We have a total of six bulletins from Microsoft this month, addressing seven distinct vulnerabilities. It’s a pretty light month, but all of your focus should be on MS12-020, a critical vulnerability in Microsoft’s Remote Desktop Protocol (RDP) implementation. RDP is a popular method for controlling remote Windows machines, however it is not active by default on standard Windows installations. It needs to be configured and started by the system’s owner, which then makes the vulnerability accessible; consequently we expect that only a relatively small percentage of machines will have RDP up and running. The vulnerability itself is accessible through the network, does not require authentication and allows code execution on the targeted machine, a highly prized combination by attackers. Microsoft has rated its exploitability index as 1, meaning that they expect working exploits to be out in fewer than 30 days.
Here are our recommendations for the RDP vulnerability to stay ahead of expected attacks:
- Within the week apply the patch on your Windows machines that are running the RDP service and are Internet facing (you can scan for port 3389 on your perimeter if you do not have an updated map). Please note that the patch requires a reboot to become active.

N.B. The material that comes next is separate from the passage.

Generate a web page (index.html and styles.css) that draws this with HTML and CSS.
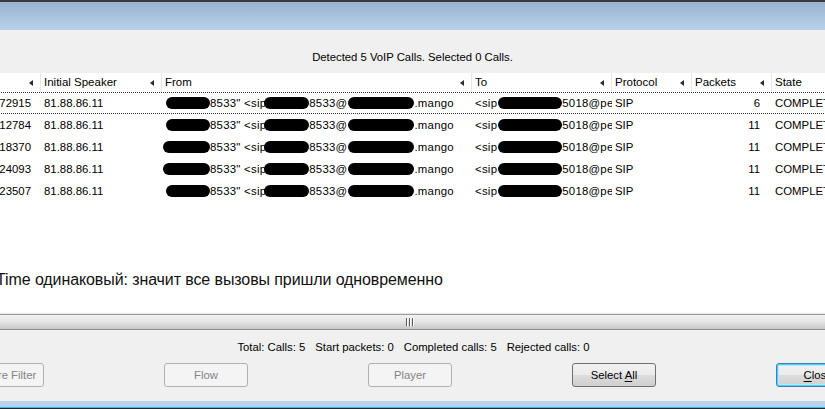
FILE: index.html
```html
<!DOCTYPE html>
<html>
<head>
<meta charset="utf-8">
<link rel="stylesheet" href="styles.css">
</head>
<body>
<div class="window">
  <div class="topline"></div>
  <div class="titlebar"></div>
  <div class="info">Detected 5 VoIP Calls. Selected 0 Calls.</div>
  <div class="list">
    <div class="grid header">
      <div class="hcell"><span></span><i class="arrow"></i></div>
      <div class="hcell"><span>Initial Speaker</span><i class="arrow"></i></div>
      <div class="hcell"><span>From</span><i class="arrow"></i></div>
      <div class="hcell"><span>To</span><i class="arrow"></i></div>
      <div class="hcell"><span>Protocol</span><i class="arrow"></i></div>
      <div class="hcell"><span>Packets</span><i class="arrow"></i></div>
      <div class="hcell"><span>State</span></div>
    </div>
    <div class="grid row focus">
      <div class="cell num">72915</div>
      <div class="cell">81.88.86.11</div>
      <div class="cell from"><b class="blob b1"></b>8533" &lt;sip<b class="blob b2"></b>8533@<b class="blob b3"></b>.mango</div>
      <div class="cell to">&lt;sip<b class="blob b4"></b>5018@pe</div>
      <div class="cell">SIP</div>
      <div class="cell pk">6</div>
      <div class="cell">COMPLETED</div>
    </div>
    <div class="grid row">
      <div class="cell num">12784</div>
      <div class="cell">81.88.86.11</div>
      <div class="cell from"><b class="blob b1"></b>8533" &lt;sip<b class="blob b2"></b>8533@<b class="blob b3"></b>.mango</div>
      <div class="cell to">&lt;sip<b class="blob b4"></b>5018@pe</div>
      <div class="cell">SIP</div>
      <div class="cell pk">11</div>
      <div class="cell">COMPLETED</div>
    </div>
    <div class="grid row">
      <div class="cell num">18370</div>
      <div class="cell">81.88.86.11</div>
      <div class="cell from shift"><b class="blob b1w"></b>8533" &lt;sip<b class="blob b2"></b>8533@<b class="blob b3"></b>.mango</div>
      <div class="cell to">&lt;sip<b class="blob b4"></b>5018@pe</div>
      <div class="cell">SIP</div>
      <div class="cell pk">11</div>
      <div class="cell">COMPLETED</div>
    </div>
    <div class="grid row">
      <div class="cell num">24093</div>
      <div class="cell">81.88.86.11</div>
      <div class="cell from shift"><b class="blob b1w"></b>8533" &lt;sip<b class="blob b2"></b>8533@<b class="blob b3"></b>.mango</div>
      <div class="cell to">&lt;sip<b class="blob b4"></b>5018@pe</div>
      <div class="cell">SIP</div>
      <div class="cell pk">11</div>
      <div class="cell">COMPLETED</div>
    </div>
    <div class="grid row">
      <div class="cell num">23507</div>
      <div class="cell">81.88.86.11</div>
      <div class="cell from"><b class="blob b1"></b>8533" &lt;sip<b class="blob b2"></b>8533@<b class="blob b3"></b>.mango</div>
      <div class="cell to">&lt;sip<b class="blob b4"></b>5018@pe</div>
      <div class="cell">SIP</div>
      <div class="cell pk">11</div>
      <div class="cell">COMPLETED</div>
    </div>
    <p class="note">Time одинаковый: значит все вызовы пришли одновременно</p>
  </div>
  <div class="splitter"><span class="grip"><i></i><i></i><i></i></span></div>
  <div class="bottom">
    <div class="status">
      <span>Total: Calls: 5</span>
      <span>Start packets: 0</span>
      <span>Completed calls: 5</span>
      <span>Rejected calls: 0</span>
    </div>
    <div class="buttons">
      <button class="btn disabled">Prepare Filter</button>
      <button class="btn disabled">Flow</button>
      <button class="btn disabled">Player</button>
      <button class="btn">Select <u>A</u>ll</button>
      <button class="btn default"><u>C</u>lose</button>
    </div>
  </div>
  <div class="frame-bottom"></div>
  <div class="cyanline"></div>
  <div class="darkline"></div>
</div>
</body>
</html>
```

FILE: styles.css
```css
* { box-sizing: border-box; }
html, body { margin: 0; padding: 0; }
body {
  width: 825px;
  height: 409px;
  overflow: hidden;
  background: #f0f0f0;
  font-family: "Liberation Sans", Arial, sans-serif;
  font-size: 11.3px;
  color: #000;
}
.window { width: 825px; overflow: hidden; }
.topline { height: 2px; background: #3b3b3b; }
.titlebar {
  height: 28px;
  background: linear-gradient(#99b3d0, #b9d1ea);
}
.info {
  height: 43px;
  padding-top: 20px;
  line-height: 14px;
  text-align: center;
  background: #f0f0f0;
}
.list {
  height: 240px;
  background: #fff;
  overflow: hidden;
}
.grid {
  display: grid;
  grid-template-columns: 81px 121px 310px 140px 80px 80px 130px;
  margin-left: -40px;
  width: 942px;
}
.header { height: 19px; background: #fff; }
.hcell {
  display: flex;
  align-items: center;
  justify-content: space-between;
  padding-left: 3px;
  border-right: 1px solid #e3e6ea;
  font-size: 11.5px;
  line-height: 19px;
  white-space: nowrap;
}
.arrow {
  display: block;
  width: 0;
  height: 0;
  border-top: 3.5px solid transparent;
  border-bottom: 3.5px solid transparent;
  border-right: 4px solid #2a2a2a;
  margin-right: 7px;
}
.row {
  height: 22px;
  border-top: 1px solid transparent;
  border-bottom: 1px solid transparent;
}
.row.focus {
  border-top: 1px dotted #303030;
  border-bottom: 1px dotted #303030;
}
.cell {
  padding-left: 3px;
  line-height: 20px;
  font-size: 11.4px;
  white-space: nowrap;
  overflow: hidden;
}
.num { text-align: right; padding-right: 10px; }
.pk { text-align: right; padding-right: 12px; }
.from { padding-left: 4px; letter-spacing: 0.25px; }
.from.shift { padding-left: 1px; }
.to { letter-spacing: 0.25px; }
.blob {
  display: inline-block;
  height: 12px;
  background: #000;
  border-radius: 6px;
  vertical-align: -2px;
}
.b1 { width: 44px; }
.b1w { width: 47px; }
.b2 { width: 45px; margin-left: -2px; }
.b3 { width: 66px; margin-left: 1px; }
.b4 { width: 64px; margin-left: 1px; }
.note {
  margin: 69px 0 0 -4px;
  font-size: 16px;
  line-height: 18px;
  letter-spacing: -0.1px;
  color: #111;
}
.splitter {
  height: 17px;
  border-top: 1px solid #e6e6e6;
  display: flex;
  justify-content: center;
  align-items: center;
  background:
    linear-gradient(#9a9a9a, #9a9a9a) top / 100% 1px no-repeat,
    linear-gradient(#8f8f8f, #8f8f8f) bottom / 100% 1px no-repeat,
    linear-gradient(#f3f3f3, #e6e6e6 45%, #c9c9c9 90%, #c0c0c0);
}
.grip { display: flex; gap: 1px; margin-left: -6px; }
.grip i {
  display: block;
  width: 2px;
  height: 8px;
  background: linear-gradient(90deg, #5a5a5a 50%, #fff 50%);
}
.bottom {
  height: 71px;
  background: #f0f0f0;
  padding-top: 10px;
}
.status {
  display: flex;
  justify-content: center;
  gap: 10px;
  line-height: 14px;
  padding-left: 2px;
}
.buttons {
  display: flex;
  gap: 120px;
  margin-top: 9px;
  margin-left: -40px;
  width: 1000px;
}
.btn {
  flex: 0 0 84px;
  height: 24px;
  border: 1px solid #707070;
  border-radius: 3px;
  background: linear-gradient(#f2f2f2, #ebebeb 49%, #dddddd 51%, #cfcfcf);
  font-family: "Liberation Sans", Arial, sans-serif;
  font-size: 11.3px;
  color: #000;
  padding: 0;
  white-space: nowrap;
}
.btn.disabled {
  border-color: #adb2b5;
  background: #f4f4f4;
  color: #838383;
}
.btn.default {
  border-color: #3c7fb1;
  box-shadow: inset 0 0 0 1px #48d3fb, inset 0 0 0 2px #b8e8f8;
}
.btn u { text-decoration: underline; text-underline-offset: 2px; }
.frame-bottom { height: 6px; background: #bad2ea; }
.cyanline { height: 1px; background: #3ab6e6; }
.darkline { height: 2px; background: #1d2a33; }
```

If you cannot apply the patch or reboot your machines, take the following countermeasures:
- Configure the firewalls on the machines so that only trusted IPs can access port 3389
- Activate the Network Layer Authentication (NLA) protocol, which does not have this vulnerability. NLA is available on Vista and above on the server side and client side, and Windows XP can be made NLA compatible by installing a software package from Microsoft.

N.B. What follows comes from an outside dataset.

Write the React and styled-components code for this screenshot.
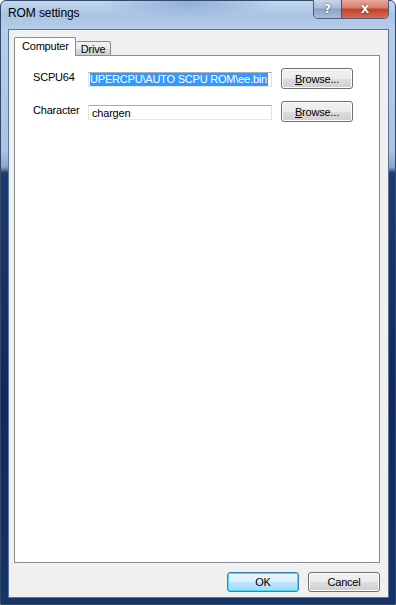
import React from "react";
import styled, { createGlobalStyle } from "styled-components";

const GlobalStyle = createGlobalStyle`
  html, body { margin: 0; padding: 0; background: #fff; }
  body { font-family: "Liberation Sans", Arial, sans-serif; }
  * { box-sizing: border-box; }
`;

const Window = styled.div`
  width: 396px;
  height: 605px;
  display: flex;
  flex-direction: column;
  padding: 0 6px 6px 7px;
  border: 1px solid #33496a;
  border-radius: 6px 6px 0 0;
  background: linear-gradient(
    to bottom,
    #c3d7ee 0px,
    #a9c4e4 14px,
    #b7cee9 30px,
    #aac4e3 150px,
    #8aa6cc 166px,
    #1d3b6e 172px,
    #10295a 400px,
    #163466 100%
  );
`;

const TitleBar = styled.div`
  height: 28px;
  display: flex;
  align-items: flex-start;
  background: radial-gradient(ellipse 90px 14px at 180px 2px, rgba(90, 130, 190, 0.45), rgba(0, 0, 0, 0));
`;

const Title = styled.div`
  padding-top: 5px;
  font-size: 12px;
  color: #000;
  letter-spacing: -0.1px;
`;

const CaptionGroup = styled.div`
  margin-left: auto;
  margin-top: -1px;
  display: flex;
  border: 1px solid #4a5e7c;
  border-top: none;
  border-radius: 0 0 5px 5px;
  overflow: hidden;
  height: 19px;
`;

const CaptionButton = styled.div`
  width: ${(p) => p.$w}px;
  height: 100%;
  display: flex;
  align-items: center;
  justify-content: center;
  color: #fff;
  font-family: "DejaVu Sans", sans-serif;
  font-weight: bold;
  font-size: ${(p) => p.$fs}px;
  text-shadow: 0 0 2px rgba(0, 0, 0, 0.7);
  border-left: ${(p) => (p.$close ? "1px solid #7a3a3a" : "none")};
  background: ${(p) =>
    p.$close
      ? "linear-gradient(to bottom, #e9a99c 0%, #d47f6f 45%, #c2402b 50%, #d86b50 100%)"
      : "linear-gradient(to bottom, #c9d7e8 0%, #a8bcd6 45%, #8aa2c3 50%, #a9bfdc 100%)"};
`;

const Client = styled.div`
  flex: 1;
  display: flex;
  flex-direction: column;
  background: #f0f0f0;
  border: 1px solid #5a7296;
  padding: 8px 8px 4px 5px;
`;

const TabStrip = styled.div`
  display: flex;
  align-items: flex-end;
  height: 18px;
  margin-bottom: -1px;
  position: relative;
  z-index: 1;
`;

const Tab = styled.div`
  height: ${(p) => (p.$active ? 19 : 15)}px;
  padding: ${(p) => (p.$active ? "2px 6px 0 7px" : "1px 5px 0 5px")};
  font-size: 11px;
  letter-spacing: -0.2px;
  color: #000;
  border: 1px solid #898c95;
  border-bottom: ${(p) => (p.$active ? "none" : "1px solid #898c95")};
  border-left: ${(p) => (p.$active ? "1px solid #898c95" : "none")};
  border-radius: 2px 2px 0 0;
  background: ${(p) =>
    p.$active ? "#fff" : "linear-gradient(to bottom, #f2f2f2 0%, #ebebeb 50%, #dcdcdc 51%, #cfcfcf 100%)"};
`;

const Panel = styled.div`
  flex: 1;
  background: #fff;
  border: 1px solid #898c95;
  padding: 12px 0 0 18px;
  display: flex;
  flex-direction: column;
  gap: 12px;
`;

const Row = styled.div`
  display: grid;
  grid-template-columns: 46px 184px 72px;
  column-gap: 9px;
  align-items: center;
  height: 21px;
`;

const Label = styled.div`
  font-size: 11px;
  letter-spacing: -0.2px;
  color: #000;
  margin-top: -3px;
  white-space: nowrap;
`;

const Edit = styled.div`
  height: 15px;
  border: 1px solid #abadb3;
  border-color: #abadb3 #dbdfe6 #e3e9ef #e2e3ea;
  background: #fff;
  display: flex;
  align-items: center;
  overflow: hidden;
  white-space: nowrap;
  font-size: 11px;
  letter-spacing: -0.2px;
  padding: 0 1px 0 ${(p) => (p.$sel ? 1 : 3)}px;
  margin-top: 2px;
`;

const Selected = styled.span`
  background: #3399ff;
  color: #fff;
  line-height: 13px;
  flex-shrink: 0;
  padding-right: 1px;
`;

const Button = styled.div`
  height: ${(p) => p.$h || 21}px;
  width: 72px;
  display: flex;
  align-items: center;
  justify-content: center;
  font-size: 11px;
  letter-spacing: -0.2px;
  color: #000;
  border: 1px solid ${(p) => (p.$default ? "#3c7fb1" : "#707070")};
  border-radius: 3px;
  box-shadow: inset 0 0 0 1px ${(p) => (p.$default ? "#48d8f9" : "#fcfcfc")};
  background: ${(p) =>
    p.$default
      ? "linear-gradient(to bottom, #eaf6fd 0%, #d9f0fc 50%, #bee6fd 51%, #a7d9f5 100%)"
      : "linear-gradient(to bottom, #f2f2f2 0%, #ebebeb 50%, #dddddd 51%, #cfcfcf 100%)"};
  u { text-decoration: underline; }
`;

const Footer = styled.div`
  display: flex;
  justify-content: flex-end;
  gap: 9px;
  padding-top: 9px;
  height: 30px;
`;

export default function App() {
  return (
    <>
      <GlobalStyle />
      <Window>
        <TitleBar>
          <Title>ROM settings</Title>
          <CaptionGroup>
            <CaptionButton $w={27} $fs={12}>?</CaptionButton>
            <CaptionButton $w={47} $fs={11} $close>X</CaptionButton>
          </CaptionGroup>
        </TitleBar>
        <Client>
          <TabStrip>
            <Tab $active>Computer</Tab>
            <Tab>Drive</Tab>
          </TabStrip>
          <Panel>
            <Row>
              <Label>SCPU64</Label>
              <Edit $sel>
                <Selected>UPERCPU\AUTO SCPU ROM\ee.bin</Selected>
              </Edit>
              <Button>
                <span><u>B</u>rowse...</span>
              </Button>
            </Row>
            <Row>
              <Label>Character</Label>
              <Edit>chargen</Edit>
              <Button>
                <span><u>B</u>rowse...</span>
              </Button>
            </Row>
          </Panel>
          <Footer>
            <Button $default $h={20}>OK</Button>
            <Button $h={20}>Cancel</Button>
          </Footer>
        </Client>
      </Window>
    </>
  );
}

- Within the month patch the rest of your systems – both external and internal. While the main attack vector is directly through the Internet, it is likely that malware will be equipped with the exploit for the RDP vulnerability, and that it will be used for internal malware propagation.

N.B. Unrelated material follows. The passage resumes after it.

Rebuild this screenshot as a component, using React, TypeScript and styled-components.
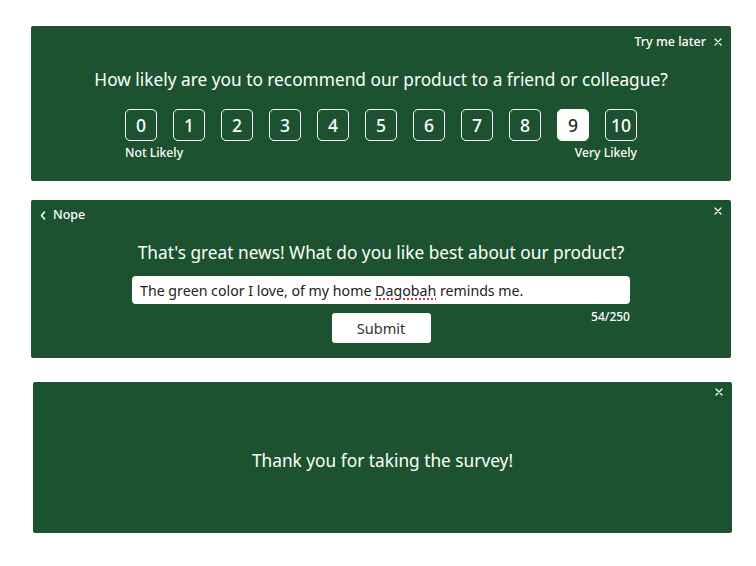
import React from 'react';
import styled, { createGlobalStyle } from 'styled-components';

const GREEN = '#1c5230';
const FONT = '"Noto Sans", "Open Sans", sans-serif';

const Global = createGlobalStyle`
  html, body { margin: 0; padding: 0; background: #fff; }
  body { font-family: ${FONT}; color: #fff; }
  svg { display: block; }
`;

const Page = styled.div`
  width: 756px;
  height: 566px;
  padding-top: 26px;
  box-sizing: border-box;
  display: flex;
  flex-direction: column;
`;

const Panel = styled.section<{ $h: number; $mt: number; $ml: number; $w: number }>`
  margin: ${(p) => p.$mt}px 0 0 ${(p) => p.$ml}px;
  width: ${(p) => p.$w}px;
  height: ${(p) => p.$h}px;
  background: ${GREEN};
  border-radius: 2px;
  display: flex;
  flex-direction: column;
  align-items: center;
  box-sizing: border-box;
`;

const TopBar = styled.div<{ $mt: number; $between?: boolean }>`
  align-self: stretch;
  margin-top: ${(p) => p.$mt}px;
  padding: 0 9px 0 9px;
  height: 16px;
  display: flex;
  align-items: center;
  justify-content: ${(p) => (p.$between ? 'space-between' : 'flex-end')};
  gap: 8px;
`;

const SmallLink = styled.span`
  font-size: 12.5px;
  font-weight: 500;
  line-height: 16px;
  color: #fff;
  display: flex;
  align-items: center;
  gap: 7px;
`;

const CloseBtn = styled.span<{ $dy?: number }>`
  width: 8px;
  height: 8px;
  display: block;
  line-height: 0;
  transform: translateY(${(p) => p.$dy ?? 0}px);
`;

const Heading = styled.h2<{ $mt: number }>`
  margin: ${(p) => p.$mt}px 0 0;
  font-size: 17.3px;
  font-weight: 400;
  line-height: 24px;
  color: #fff;
  text-align: center;
  white-space: nowrap;
`;

const Scale = styled.div`
  margin-top: 17px;
  display: flex;
  gap: 16px;
`;

const ScoreBox = styled.button<{ $active?: boolean }>`
  width: 32px;
  height: 32px;
  box-sizing: border-box;
  border: 1px solid #fff;
  border-radius: 5px;
  background: ${(p) => (p.$active ? '#fff' : 'transparent')};
  color: ${(p) => (p.$active ? '#2b2b2b' : '#fff')};
  font-family: ${FONT};
  font-size: 17.5px;
  font-weight: 500;
  padding: 0;
  display: flex;
  align-items: center;
  justify-content: center;
`;

const Labels = styled.div`
  width: 512px;
  margin-top: 4px;
  display: flex;
  justify-content: space-between;
  font-size: 12.2px;
  font-weight: 500;
  line-height: 16px;
`;

const TextField = styled.div`
  margin-top: 11px;
  width: 498px;
  height: 28px;
  box-sizing: border-box;
  background: #fff;
  border-radius: 4px;
  padding: 0 8px;
  display: flex;
  align-items: center;
  color: #222;
  font-size: 14.2px;
  white-space: nowrap;
`;

const Misspelled = styled.span`
  text-decoration: underline dotted #d23c3c;
  text-decoration-thickness: 1.5px;
  text-underline-offset: 3px;
`;

const SubmitRow = styled.div`
  margin-top: 9px;
  width: 498px;
  display: grid;
  grid-template-columns: 1fr auto 1fr;
  align-items: start;
`;

const SubmitBtn = styled.button`
  grid-column: 2;
  width: 99px;
  height: 30px;
  background: #fff;
  border: none;
  border-radius: 3px;
  color: #333;
  font-family: ${FONT};
  font-size: 14.5px;
  padding: 0;
`;

const Counter = styled.span`
  grid-column: 3;
  justify-self: end;
  margin-top: -4px;
  font-size: 12px;
  font-weight: 500;
  line-height: 16px;
`;

const Thanks = styled.p`
  margin: 49px 0 0;
  font-size: 17.3px;
  line-height: 24px;
  color: #fff;
`;

const Cross = () => (
  <svg width="8" height="8" viewBox="0 0 8 8" fill="none" stroke="#fff" strokeWidth="1.2" strokeLinecap="round">
    <path d="M1 1L7 7M7 1L1 7" />
  </svg>
);

const Chevron = () => (
  <svg width="6" height="9" viewBox="0 0 6 9" fill="none" stroke="#fff" strokeWidth="1.6" strokeLinecap="round" strokeLinejoin="round">
    <path d="M4.5 1L1.5 4.5L4.5 8" />
  </svg>
);

export default function App() {
  const scores = Array.from({ length: 11 }, (_, i) => i);
  return (
    <>
      <Global />
      <Page>
        <Panel $mt={0} $ml={31} $w={700} $h={155}>
          <TopBar $mt={8}>
            <SmallLink>Try me later</SmallLink>
            <CloseBtn>
              <Cross />
            </CloseBtn>
          </TopBar>
          <Heading $mt={18}>How likely are you to recommend our product to a friend or colleague?</Heading>
          <Scale>
            {scores.map((s) => (
              <ScoreBox key={s} $active={s === 9}>
                {s}
              </ScoreBox>
            ))}
          </Scale>
          <Labels>
            <span>Not Likely</span>
            <span>Very Likely</span>
          </Labels>
        </Panel>

        <Panel $mt={19} $ml={31} $w={700} $h={158}>
          <TopBar $mt={7} $between>
            <SmallLink>
              <Chevron />
              Nope
            </SmallLink>
            <CloseBtn $dy={-4}>
              <Cross />
            </CloseBtn>
          </TopBar>
          <Heading $mt={18}>That's great news! What do you like best about our product?</Heading>
          <TextField>
            The green color I love, of my home&nbsp;<Misspelled>Dagobah</Misspelled>&nbsp;reminds me.
          </TextField>
          <SubmitRow>
            <SubmitBtn>Submit</SubmitBtn>
            <Counter>54/250</Counter>
          </SubmitRow>
        </Panel>

        <Panel $mt={24} $ml={33} $w={699} $h={151}>
          <TopBar $mt={2}>
            <CloseBtn>
              <Cross />
            </CloseBtn>
          </TopBar>
          <Thanks>Thank you for taking the survey!</Thanks>
        </Panel>
      </Page>
    </>
  );
}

Microsoft’s five other vulnerabilities are less severe and should be applied within your normal patch cycles if the involved software is installed. For example, MS12-017 is a Denial of Service (DoS) attack against Microsoft DNS server; MS12-022 is a DLL preloading attack against Expression Design; and MS12-021 is an add-in weakness in Visual Studio. The only vulnerability publicly known is MS12-019, which is an attack against DirectWrite in the Windows Font system and can cause a DoS condition.